§ Directive
What is the number of lines in the data holding the word "React"? Give that number by itself.

§ Supplied information
## BEGIN

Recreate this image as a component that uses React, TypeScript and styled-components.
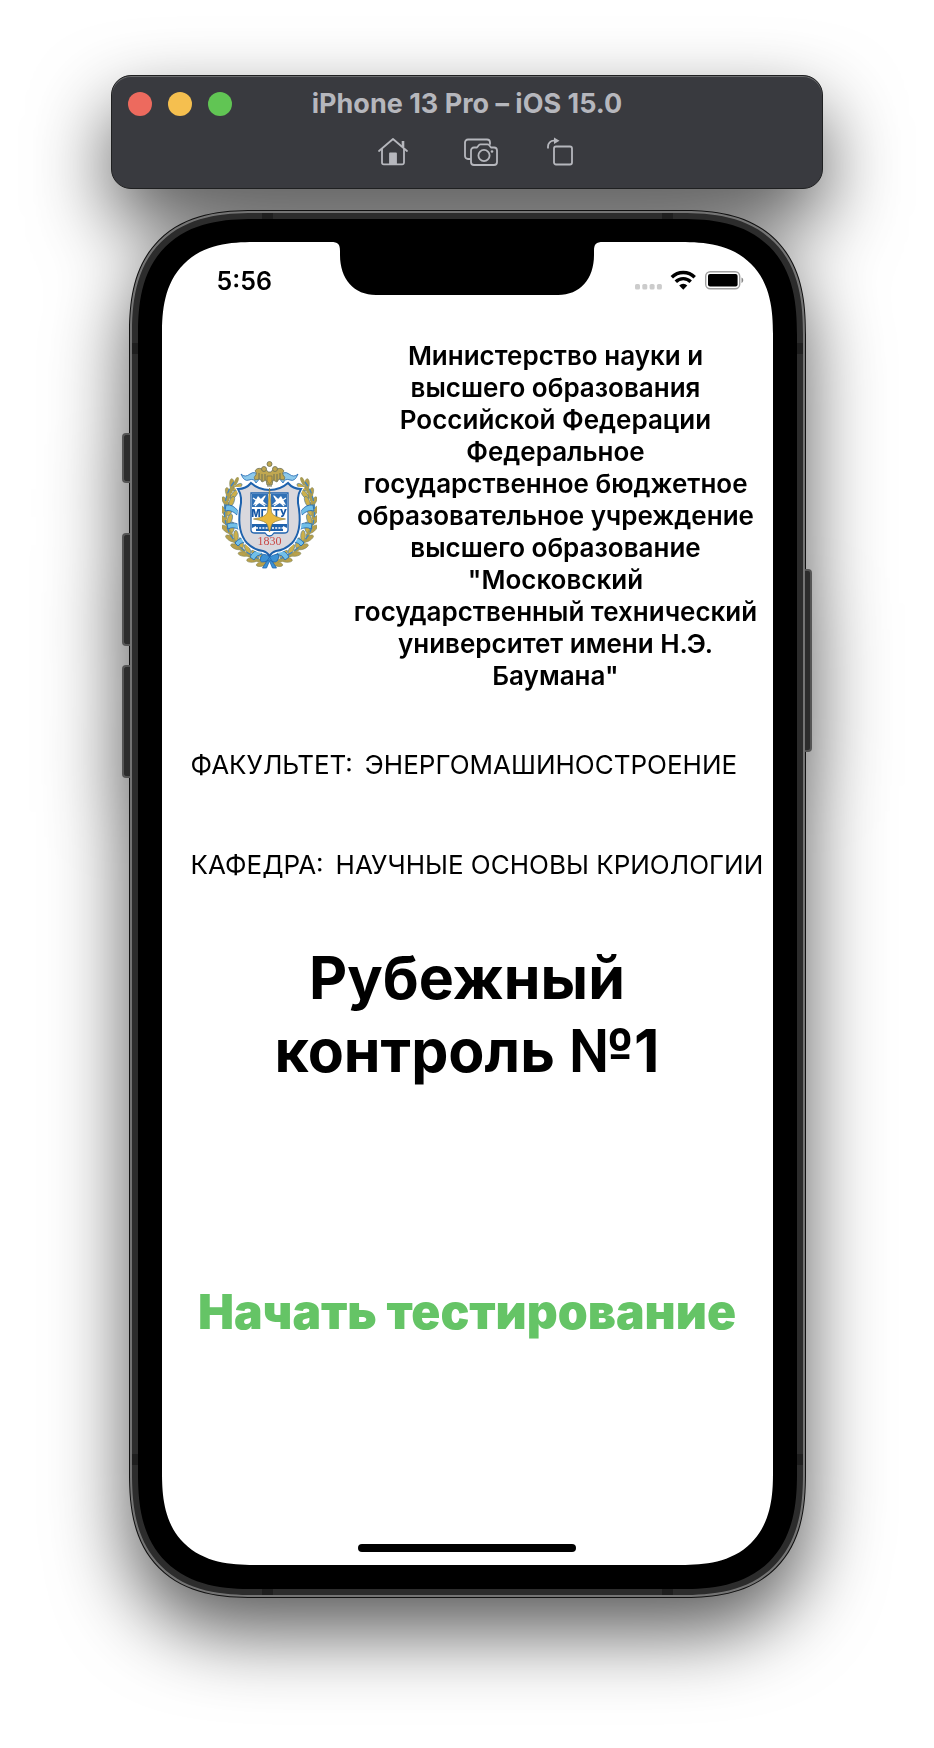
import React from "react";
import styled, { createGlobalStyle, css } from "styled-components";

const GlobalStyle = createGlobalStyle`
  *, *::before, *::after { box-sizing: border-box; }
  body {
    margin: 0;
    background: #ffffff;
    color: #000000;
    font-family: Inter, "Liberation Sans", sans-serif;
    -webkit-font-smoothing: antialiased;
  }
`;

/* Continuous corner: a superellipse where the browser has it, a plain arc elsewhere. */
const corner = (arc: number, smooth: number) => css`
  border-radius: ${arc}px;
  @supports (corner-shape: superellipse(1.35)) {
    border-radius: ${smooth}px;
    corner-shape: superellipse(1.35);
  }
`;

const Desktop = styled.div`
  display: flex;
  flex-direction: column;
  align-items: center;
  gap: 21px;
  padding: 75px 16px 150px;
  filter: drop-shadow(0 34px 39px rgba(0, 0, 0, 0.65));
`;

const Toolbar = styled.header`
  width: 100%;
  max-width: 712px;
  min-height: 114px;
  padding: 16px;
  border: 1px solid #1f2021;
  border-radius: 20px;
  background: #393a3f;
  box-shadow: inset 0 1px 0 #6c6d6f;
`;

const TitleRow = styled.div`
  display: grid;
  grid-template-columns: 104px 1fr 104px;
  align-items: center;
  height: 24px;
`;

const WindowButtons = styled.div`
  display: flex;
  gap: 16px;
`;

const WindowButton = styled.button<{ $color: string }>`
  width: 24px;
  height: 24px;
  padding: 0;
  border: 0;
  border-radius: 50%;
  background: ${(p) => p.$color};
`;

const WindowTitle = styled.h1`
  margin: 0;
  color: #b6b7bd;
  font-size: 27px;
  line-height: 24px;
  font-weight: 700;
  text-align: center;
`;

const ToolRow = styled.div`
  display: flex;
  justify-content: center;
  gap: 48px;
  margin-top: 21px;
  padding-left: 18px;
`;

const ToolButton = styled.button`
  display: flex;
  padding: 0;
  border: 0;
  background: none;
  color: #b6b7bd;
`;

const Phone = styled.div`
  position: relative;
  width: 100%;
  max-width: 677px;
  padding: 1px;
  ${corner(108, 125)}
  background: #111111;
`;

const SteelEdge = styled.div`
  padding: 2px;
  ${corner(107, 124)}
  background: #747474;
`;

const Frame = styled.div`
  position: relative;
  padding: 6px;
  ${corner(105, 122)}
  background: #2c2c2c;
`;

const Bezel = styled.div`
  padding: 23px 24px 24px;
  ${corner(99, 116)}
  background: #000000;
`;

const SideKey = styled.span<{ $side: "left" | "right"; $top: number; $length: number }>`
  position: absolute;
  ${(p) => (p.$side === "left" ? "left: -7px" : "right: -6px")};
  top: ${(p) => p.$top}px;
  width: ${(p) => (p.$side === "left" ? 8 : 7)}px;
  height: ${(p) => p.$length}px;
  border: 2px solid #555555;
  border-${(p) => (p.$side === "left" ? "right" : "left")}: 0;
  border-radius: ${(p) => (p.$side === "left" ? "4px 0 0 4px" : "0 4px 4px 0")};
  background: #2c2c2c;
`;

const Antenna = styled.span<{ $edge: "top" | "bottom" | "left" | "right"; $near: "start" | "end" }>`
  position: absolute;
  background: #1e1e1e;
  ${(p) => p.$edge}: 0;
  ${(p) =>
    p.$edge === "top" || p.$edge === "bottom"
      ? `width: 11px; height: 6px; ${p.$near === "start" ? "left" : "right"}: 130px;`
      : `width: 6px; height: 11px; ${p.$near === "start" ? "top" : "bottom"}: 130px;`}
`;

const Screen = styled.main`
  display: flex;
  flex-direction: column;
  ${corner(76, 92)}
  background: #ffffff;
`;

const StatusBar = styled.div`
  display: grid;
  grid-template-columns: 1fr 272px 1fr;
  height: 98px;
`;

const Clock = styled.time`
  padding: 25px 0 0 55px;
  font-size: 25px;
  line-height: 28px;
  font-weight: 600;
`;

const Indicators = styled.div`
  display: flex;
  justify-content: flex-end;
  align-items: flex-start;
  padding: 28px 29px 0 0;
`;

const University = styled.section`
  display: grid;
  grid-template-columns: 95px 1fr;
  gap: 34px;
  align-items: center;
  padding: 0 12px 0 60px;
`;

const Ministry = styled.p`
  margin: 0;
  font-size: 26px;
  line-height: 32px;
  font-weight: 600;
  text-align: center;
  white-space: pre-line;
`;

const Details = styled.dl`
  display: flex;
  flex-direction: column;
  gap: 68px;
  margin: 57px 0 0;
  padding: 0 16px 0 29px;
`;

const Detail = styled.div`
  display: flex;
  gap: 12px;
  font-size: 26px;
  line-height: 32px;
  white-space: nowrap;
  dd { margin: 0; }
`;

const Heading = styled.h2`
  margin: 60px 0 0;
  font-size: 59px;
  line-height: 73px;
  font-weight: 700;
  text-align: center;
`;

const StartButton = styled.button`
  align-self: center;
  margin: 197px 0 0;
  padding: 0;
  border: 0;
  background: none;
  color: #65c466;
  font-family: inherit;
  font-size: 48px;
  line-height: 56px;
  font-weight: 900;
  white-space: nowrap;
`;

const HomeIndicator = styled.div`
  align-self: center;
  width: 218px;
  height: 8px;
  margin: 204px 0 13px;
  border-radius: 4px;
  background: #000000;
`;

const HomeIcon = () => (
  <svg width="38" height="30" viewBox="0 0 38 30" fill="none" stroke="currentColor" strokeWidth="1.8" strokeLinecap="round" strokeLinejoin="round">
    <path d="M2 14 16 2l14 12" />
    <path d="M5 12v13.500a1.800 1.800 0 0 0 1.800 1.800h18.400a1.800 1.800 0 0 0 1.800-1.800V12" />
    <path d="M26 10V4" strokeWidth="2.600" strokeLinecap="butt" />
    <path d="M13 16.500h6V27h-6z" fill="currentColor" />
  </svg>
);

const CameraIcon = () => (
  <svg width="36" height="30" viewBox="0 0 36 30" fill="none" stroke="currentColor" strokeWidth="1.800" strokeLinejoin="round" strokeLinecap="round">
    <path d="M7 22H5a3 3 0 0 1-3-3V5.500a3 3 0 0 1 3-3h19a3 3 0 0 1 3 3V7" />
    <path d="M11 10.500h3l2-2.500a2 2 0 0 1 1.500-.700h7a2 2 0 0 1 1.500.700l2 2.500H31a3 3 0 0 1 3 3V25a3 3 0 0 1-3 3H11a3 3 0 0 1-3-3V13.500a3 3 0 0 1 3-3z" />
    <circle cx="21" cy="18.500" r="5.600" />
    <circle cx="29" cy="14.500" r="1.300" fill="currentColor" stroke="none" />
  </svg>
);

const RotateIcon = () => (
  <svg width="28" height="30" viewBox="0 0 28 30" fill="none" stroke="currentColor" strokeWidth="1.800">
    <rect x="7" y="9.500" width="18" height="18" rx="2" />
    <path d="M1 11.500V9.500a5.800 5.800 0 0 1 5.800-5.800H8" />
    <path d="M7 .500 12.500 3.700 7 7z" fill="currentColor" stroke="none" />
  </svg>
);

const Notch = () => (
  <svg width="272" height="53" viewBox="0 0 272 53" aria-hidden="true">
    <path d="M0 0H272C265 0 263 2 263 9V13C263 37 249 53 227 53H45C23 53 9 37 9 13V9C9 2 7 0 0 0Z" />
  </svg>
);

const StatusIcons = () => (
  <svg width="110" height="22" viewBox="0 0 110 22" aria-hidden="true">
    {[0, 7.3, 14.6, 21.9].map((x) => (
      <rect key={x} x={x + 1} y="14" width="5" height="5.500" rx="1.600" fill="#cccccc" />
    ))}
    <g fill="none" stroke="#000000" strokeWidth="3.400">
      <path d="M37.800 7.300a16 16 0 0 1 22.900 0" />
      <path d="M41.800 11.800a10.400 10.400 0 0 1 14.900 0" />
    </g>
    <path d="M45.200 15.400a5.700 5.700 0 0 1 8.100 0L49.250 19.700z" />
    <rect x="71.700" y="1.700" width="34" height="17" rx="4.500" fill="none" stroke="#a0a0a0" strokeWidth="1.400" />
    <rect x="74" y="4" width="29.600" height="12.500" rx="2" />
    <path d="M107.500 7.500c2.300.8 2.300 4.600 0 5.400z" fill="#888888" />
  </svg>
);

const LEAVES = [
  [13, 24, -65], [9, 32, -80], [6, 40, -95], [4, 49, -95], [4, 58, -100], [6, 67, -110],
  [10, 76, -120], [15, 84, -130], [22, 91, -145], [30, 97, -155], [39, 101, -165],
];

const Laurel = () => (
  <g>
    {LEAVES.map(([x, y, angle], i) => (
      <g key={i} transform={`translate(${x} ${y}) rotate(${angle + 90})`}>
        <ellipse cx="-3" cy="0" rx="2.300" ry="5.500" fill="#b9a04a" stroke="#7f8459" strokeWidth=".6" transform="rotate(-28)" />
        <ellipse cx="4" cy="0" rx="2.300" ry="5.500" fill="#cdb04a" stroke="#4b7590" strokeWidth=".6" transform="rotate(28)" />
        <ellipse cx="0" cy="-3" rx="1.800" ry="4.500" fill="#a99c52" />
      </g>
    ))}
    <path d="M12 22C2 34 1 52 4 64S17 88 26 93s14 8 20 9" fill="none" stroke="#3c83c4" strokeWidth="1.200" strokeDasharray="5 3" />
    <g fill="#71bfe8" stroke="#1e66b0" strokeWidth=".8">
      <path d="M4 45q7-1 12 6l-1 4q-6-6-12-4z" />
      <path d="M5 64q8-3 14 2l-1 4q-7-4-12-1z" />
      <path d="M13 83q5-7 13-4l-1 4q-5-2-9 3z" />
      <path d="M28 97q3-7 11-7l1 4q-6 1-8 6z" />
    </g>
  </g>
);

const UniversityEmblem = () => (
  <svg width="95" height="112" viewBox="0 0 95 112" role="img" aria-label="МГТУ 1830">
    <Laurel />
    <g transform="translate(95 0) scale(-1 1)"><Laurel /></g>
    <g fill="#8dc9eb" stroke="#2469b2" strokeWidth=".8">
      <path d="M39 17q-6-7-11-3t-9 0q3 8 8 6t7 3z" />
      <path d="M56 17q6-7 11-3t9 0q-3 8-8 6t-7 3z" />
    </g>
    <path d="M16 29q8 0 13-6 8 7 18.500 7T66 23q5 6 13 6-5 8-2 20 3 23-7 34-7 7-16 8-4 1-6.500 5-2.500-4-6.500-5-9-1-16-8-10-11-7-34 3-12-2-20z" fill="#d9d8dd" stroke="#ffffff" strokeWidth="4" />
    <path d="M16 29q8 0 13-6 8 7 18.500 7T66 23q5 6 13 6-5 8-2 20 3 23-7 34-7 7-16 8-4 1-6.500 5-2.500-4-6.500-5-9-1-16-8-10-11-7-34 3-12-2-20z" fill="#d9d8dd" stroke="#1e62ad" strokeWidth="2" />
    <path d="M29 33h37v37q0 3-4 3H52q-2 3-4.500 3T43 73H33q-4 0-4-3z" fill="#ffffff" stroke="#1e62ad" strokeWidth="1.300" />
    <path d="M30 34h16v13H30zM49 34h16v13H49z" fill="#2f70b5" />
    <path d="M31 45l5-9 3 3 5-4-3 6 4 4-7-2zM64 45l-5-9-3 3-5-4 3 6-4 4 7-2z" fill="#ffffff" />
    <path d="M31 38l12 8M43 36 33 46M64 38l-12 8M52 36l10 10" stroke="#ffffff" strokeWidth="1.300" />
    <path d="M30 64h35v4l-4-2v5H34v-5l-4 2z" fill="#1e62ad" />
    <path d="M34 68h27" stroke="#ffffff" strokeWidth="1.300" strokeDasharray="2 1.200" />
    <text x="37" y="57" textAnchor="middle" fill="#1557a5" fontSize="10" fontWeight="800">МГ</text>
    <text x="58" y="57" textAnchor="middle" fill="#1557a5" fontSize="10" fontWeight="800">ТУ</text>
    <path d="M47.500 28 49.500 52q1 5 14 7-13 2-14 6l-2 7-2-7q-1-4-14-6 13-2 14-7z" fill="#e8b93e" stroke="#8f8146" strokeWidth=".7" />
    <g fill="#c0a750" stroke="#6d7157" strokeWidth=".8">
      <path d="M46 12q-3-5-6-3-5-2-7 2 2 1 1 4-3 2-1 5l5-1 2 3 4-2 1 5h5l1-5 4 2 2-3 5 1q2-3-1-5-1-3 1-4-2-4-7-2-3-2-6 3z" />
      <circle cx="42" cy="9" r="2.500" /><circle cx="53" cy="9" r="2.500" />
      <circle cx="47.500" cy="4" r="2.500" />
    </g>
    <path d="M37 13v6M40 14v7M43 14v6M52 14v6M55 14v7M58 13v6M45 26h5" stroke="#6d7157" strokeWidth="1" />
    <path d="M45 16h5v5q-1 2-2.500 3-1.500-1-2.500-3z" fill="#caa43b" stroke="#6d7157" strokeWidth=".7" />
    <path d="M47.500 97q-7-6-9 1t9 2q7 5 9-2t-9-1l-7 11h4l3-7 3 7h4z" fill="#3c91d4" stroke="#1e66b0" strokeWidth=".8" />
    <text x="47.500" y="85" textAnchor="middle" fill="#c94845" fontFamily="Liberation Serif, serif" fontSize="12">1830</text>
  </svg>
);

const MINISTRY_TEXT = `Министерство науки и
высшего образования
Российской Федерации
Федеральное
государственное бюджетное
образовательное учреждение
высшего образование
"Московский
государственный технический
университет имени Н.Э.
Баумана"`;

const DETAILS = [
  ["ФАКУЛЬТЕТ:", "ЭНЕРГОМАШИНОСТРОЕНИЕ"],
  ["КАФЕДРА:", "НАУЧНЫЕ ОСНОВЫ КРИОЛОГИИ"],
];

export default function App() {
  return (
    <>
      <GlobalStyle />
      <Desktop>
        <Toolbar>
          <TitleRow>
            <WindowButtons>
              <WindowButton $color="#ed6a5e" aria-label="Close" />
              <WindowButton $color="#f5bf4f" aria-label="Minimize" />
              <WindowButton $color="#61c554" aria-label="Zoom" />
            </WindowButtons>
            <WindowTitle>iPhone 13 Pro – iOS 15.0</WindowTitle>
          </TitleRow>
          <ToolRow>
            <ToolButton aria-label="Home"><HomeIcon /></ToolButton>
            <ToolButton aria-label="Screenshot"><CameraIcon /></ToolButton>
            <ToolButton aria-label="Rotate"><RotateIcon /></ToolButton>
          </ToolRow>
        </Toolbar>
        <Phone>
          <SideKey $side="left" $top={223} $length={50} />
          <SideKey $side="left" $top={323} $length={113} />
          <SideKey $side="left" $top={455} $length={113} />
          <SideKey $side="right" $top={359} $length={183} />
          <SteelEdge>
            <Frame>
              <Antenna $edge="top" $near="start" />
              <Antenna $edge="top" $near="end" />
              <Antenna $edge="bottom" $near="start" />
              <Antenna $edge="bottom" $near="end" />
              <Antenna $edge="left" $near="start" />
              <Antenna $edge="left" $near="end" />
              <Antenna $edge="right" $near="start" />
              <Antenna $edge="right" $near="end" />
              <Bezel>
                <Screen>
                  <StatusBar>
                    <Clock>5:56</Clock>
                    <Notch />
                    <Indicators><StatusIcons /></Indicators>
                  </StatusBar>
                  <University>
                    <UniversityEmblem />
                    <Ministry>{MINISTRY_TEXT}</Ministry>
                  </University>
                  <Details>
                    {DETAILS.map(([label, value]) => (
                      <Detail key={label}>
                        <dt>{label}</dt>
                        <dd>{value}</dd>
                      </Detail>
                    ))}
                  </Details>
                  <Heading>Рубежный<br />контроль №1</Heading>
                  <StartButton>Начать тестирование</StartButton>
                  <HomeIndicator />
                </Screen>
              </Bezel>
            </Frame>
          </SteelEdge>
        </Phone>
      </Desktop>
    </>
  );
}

## END

§ Result for this task
2